Reportedly, the only income keeping the club afloat comes by way of their youth academy, as club fees collected from each academy member are being at least partially used to help prop up the struggling professional side. Apparently, the Dutch Lions are also operating on what has been deemed “the smallest budget in the league” by a sizable margin. With little match day revenue to add to the coffers, a move South to a potentially more lucrative market would indeed appear appealing.
A move, however, shouldn’t come as a complete surprise.
Speculation of a move to Cincinnati seems to surface nearly every off season around the Dutch Lions camp. And when the organization announced their second PDL amateur side was to be established in Cincinnati just over a year ago, co-owner Mike Mossell — a Xavier Graduate and former player for the defunct Cincinnati Riverhawks — dropped a very telling quote in the official release:
“When Erik [Tammer] and I wanted to start a professional soccer club in the USA back in 2009, Cincinnati was our first choice.”
That’s not exactly a glowing endorsement for how the Dutch Lions feel about being in Dayton. Mossel’s ties to the Queen City only strengthen the argument that Cincinnati is where they would rather be setting up shop.
There’s also the matter of the organizations fourth division team, the already existing Cincinnati Dutch Lions, that might lend further credence to a potential move for their flagship franchise. Speculation has been that the placing of a Dutch Lions PDL side in Cincinnati was little more than a litmus test to see how a team might fare playing at Xavier. The lower-division side was able to average 251 supporters per match, hardly a mouthwatering statistic. But, given that there was virtually no media exposure and zero marketing efforts to promote the team, that might be enough to consider it a decent trial run.
While Cincinnati’s larger market and the owners’ original desires to place it there in the first place might be the primary drivers behind a decision to relocate the club, there are still a number of other factors that make it quite the perplexing proposition.
First and foremost is the already mentioned recent move to West Carrollton’s Dayton Outpatient Center Stadium — or “The DOC” as it’s come to be known by the club’s few dedicated supporters. The search for a permanent home for the Dutch Lions in Dayton had been long and arduous, with proposals for a soccer specific stadium failing to gain support from purported communities. The club eventually settled upon yet another temporary home in West Carrollton, where a brand new turf pitch without football lines was laid down in April thanks in large part to hefty investment from DOC’s Dr. Sanjay Gupta upon the completion of a 30-year agreement between the three parties. Should the Dutch Lions leave Dayton, it’s unclear whether that would in some way violate the terms of the partnership and if there would be any ramifications for such a decision.

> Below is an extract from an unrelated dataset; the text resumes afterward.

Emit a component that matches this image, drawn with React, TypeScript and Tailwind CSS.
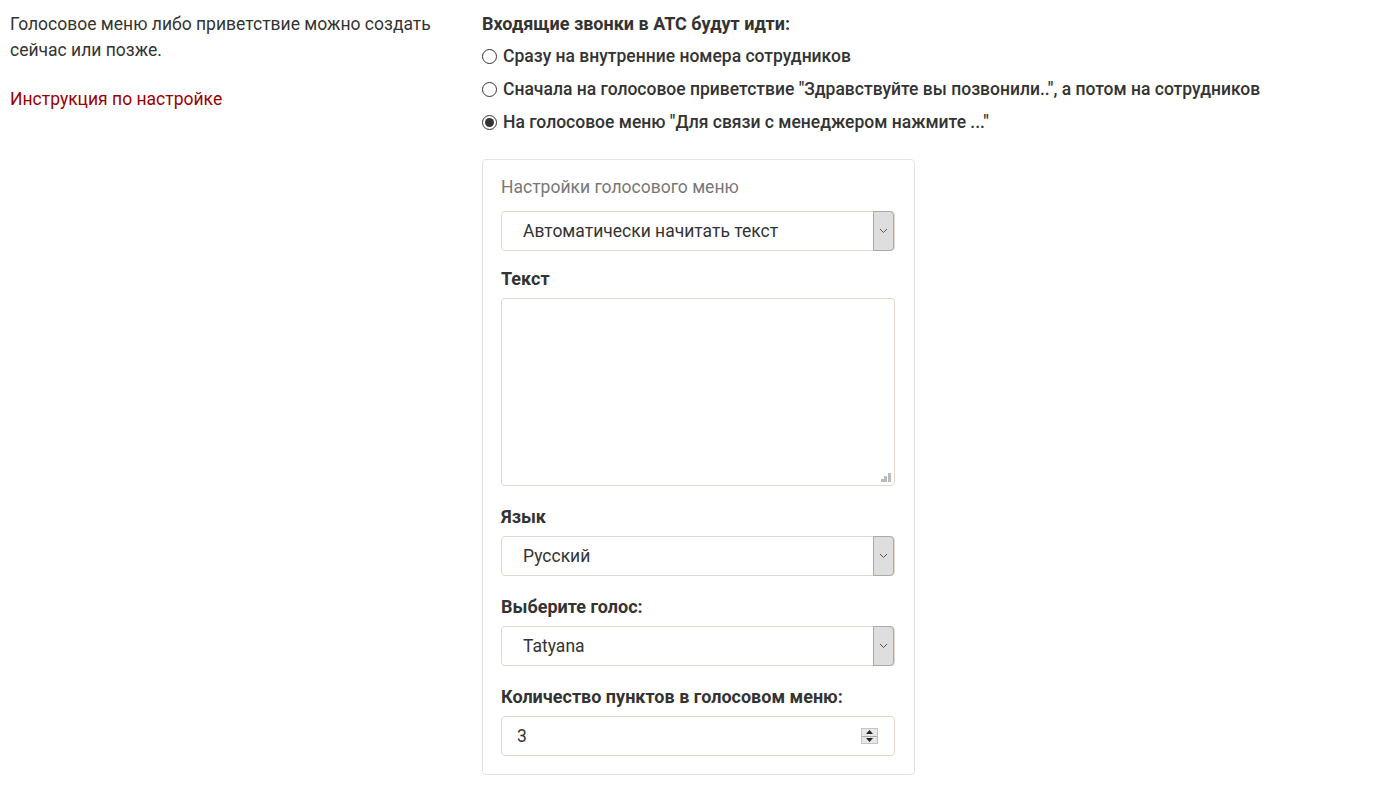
const options = [
  { label: 'Сразу на внутренние номера сотрудников', checked: false },
  {
    label: 'Сначала на голосовое приветствие "Здравствуйте вы позвонили..", а потом на сотрудников',
    checked: false,
  },
  { label: 'На голосовое меню "Для связи с менеджером нажмите ..."', checked: true },
];

function Radio({ checked }: { checked: boolean }) {
  return (
    <span className="mr-[6px] flex h-[15px] w-[15px] shrink-0 items-center justify-center rounded-full border border-[#333] bg-white">
      {checked && <span className="h-[9px] w-[9px] rounded-full bg-[#333]" />}
    </span>
  );
}

function SelectBox({ value }: { value: string }) {
  return (
    <div className="flex h-[40px] items-stretch rounded-[4px] border border-[#e0d8cc] bg-white">
      <span className="flex flex-1 items-center pl-[21px] text-[17.5px] text-[#333]">{value}</span>
      <span className="my-[-1px] flex w-[21px] items-center justify-center rounded-r-[4px] border border-[#a9a9a9] bg-[#dedede]">
        <svg width="9" height="6" viewBox="0 0 9 6">
          <path d="M1 1l3.5 3.5L8 1" fill="none" stroke="#555" strokeWidth="1" />
        </svg>
      </span>
    </div>
  );
}

function Label({ children }: { children: string }) {
  return <div className="mb-[9px] text-[18px] font-bold leading-[20px] text-[#333]">{children}</div>;
}

export default function App() {
  return (
    <div className="flex bg-white pt-[11px] font-['Roboto',sans-serif] text-[17.5px] text-[#333]">
      <div className="w-[482px] shrink-0 pl-[10px]">
        <p className="w-[440px] leading-[26px]">
          Голосовое меню либо приветствие можно создать сейчас или позже.
        </p>
        <a href="#" className="mt-[23px] block leading-[26px] text-[#990000]">
          Инструкция по настройке
        </a>
      </div>

      <div className="mt-[2px] flex-1">
        <div className="text-[18px] font-bold leading-[22px]">Входящие звонки в АТС будут идти:</div>
        <div className="mt-[11px] flex flex-col gap-[13px]">
          {options.map((o) => (
            <label key={o.label} className="flex items-center font-medium leading-[20px]">
              <Radio checked={o.checked} />
              {o.label}
            </label>
          ))}
        </div>

        <div className="mt-[27px] w-[433px] rounded-[4px] border border-[#e3e3e3] pb-[18px] pl-[18px] pr-[19px] pt-[16px]">
          <div className="mb-[13px] leading-[22px] text-[#777]">Настройки голосового меню</div>
          <SelectBox value="Автоматически начитать текст" />

          <div className="mt-[18px]">
            <Label>Текст</Label>
            <div className="relative h-[188px] rounded-[4px] border border-[#e0d8cc] bg-white">
              <svg className="absolute bottom-[2px] right-[2px]" width="11" height="11" viewBox="0 0 11 11">
                <rect x="7" y="1" width="3" height="3" fill="#bbb" />
                <rect x="3" y="4" width="3" height="3" fill="#bbb" />
                <rect x="7" y="4" width="3" height="3" fill="#bbb" />
                <rect x="0" y="7" width="3" height="3" fill="#bbb" />
                <rect x="3" y="7" width="3" height="3" fill="#bbb" />
                <rect x="7" y="7" width="3" height="3" fill="#bbb" />
              </svg>
            </div>
          </div>

          <div className="mt-[21px]">
            <Label>Язык</Label>
            <SelectBox value="Русский" />
          </div>

          <div className="mt-[21px]">
            <Label>Выберите голос:</Label>
            <SelectBox value="Tatyana" />
          </div>

          <div className="mt-[21px]">
            <Label>Количество пунктов в голосовом меню:</Label>
            <div className="flex h-[40px] items-center rounded-[4px] border border-[#e0d8cc] bg-white pl-[15px] pr-[16px]">
              <span className="flex-1">3</span>
              <span className="flex h-[16px] w-[17px] flex-col border border-[#c4c4c4] bg-[#e8e8e8]">
                <span className="flex flex-1 items-center justify-center border-b border-[#aaa]">
                  <svg width="7" height="4" viewBox="0 0 7 4">
                    <path d="M0 4L3.5 0L7 4z" fill="#222" />
                  </svg>
                </span>
                <span className="flex flex-1 items-center justify-center">
                  <svg width="7" height="4" viewBox="0 0 7 4">
                    <path d="M0 0L3.5 4L7 0z" fill="#222" />
                  </svg>
                </span>
              </span>
            </div>
          </div>
        </div>
      </div>
    </div>
  );
}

Additionally, there’s the issue of the club’s youth academy, also based at West Carrollton High School. Though it’s not unheard of for a professional side’s academy to based in a different city, that normally isn’t the case for academies of lower division sides in the US. A move to Cincinnati for the USL PRO team would also leave a far further drive for academy members — normally an easier group to convince to attend — to actually make it to games. As well, it wouldn’t be a stretch either to hypothesize that the appeal of playing for an academy of a team not based in the same city might drop too.
A move to Cincinnati could also cast doubts on the futures of the Cincinnati PDL team and the women’s W-League team that also calls Dayton home.
Ultimately, it still remains to be seen if those or any other hurdles would be enough to block a move South.
Mossell has, of course, dealt with these types of rumors before too. He told Reckless Challenge‘s Chad Hollingsworth in an interview at the time of the Cincinnati PDL side’s announcement that “there are no plans” to move the USL PRO team to Cincinnati as well. But with WSOTP‘s sources now claiming the rumblings are coming from “within the club” as opposed to from outside sources, the ownership’s tune might now have changed.
Will Dayton lose it’s team? While nothing official from the club or league could be obtained, the Dutch Lions’ tumultuous time in the Gem City looks to have finally come to an end.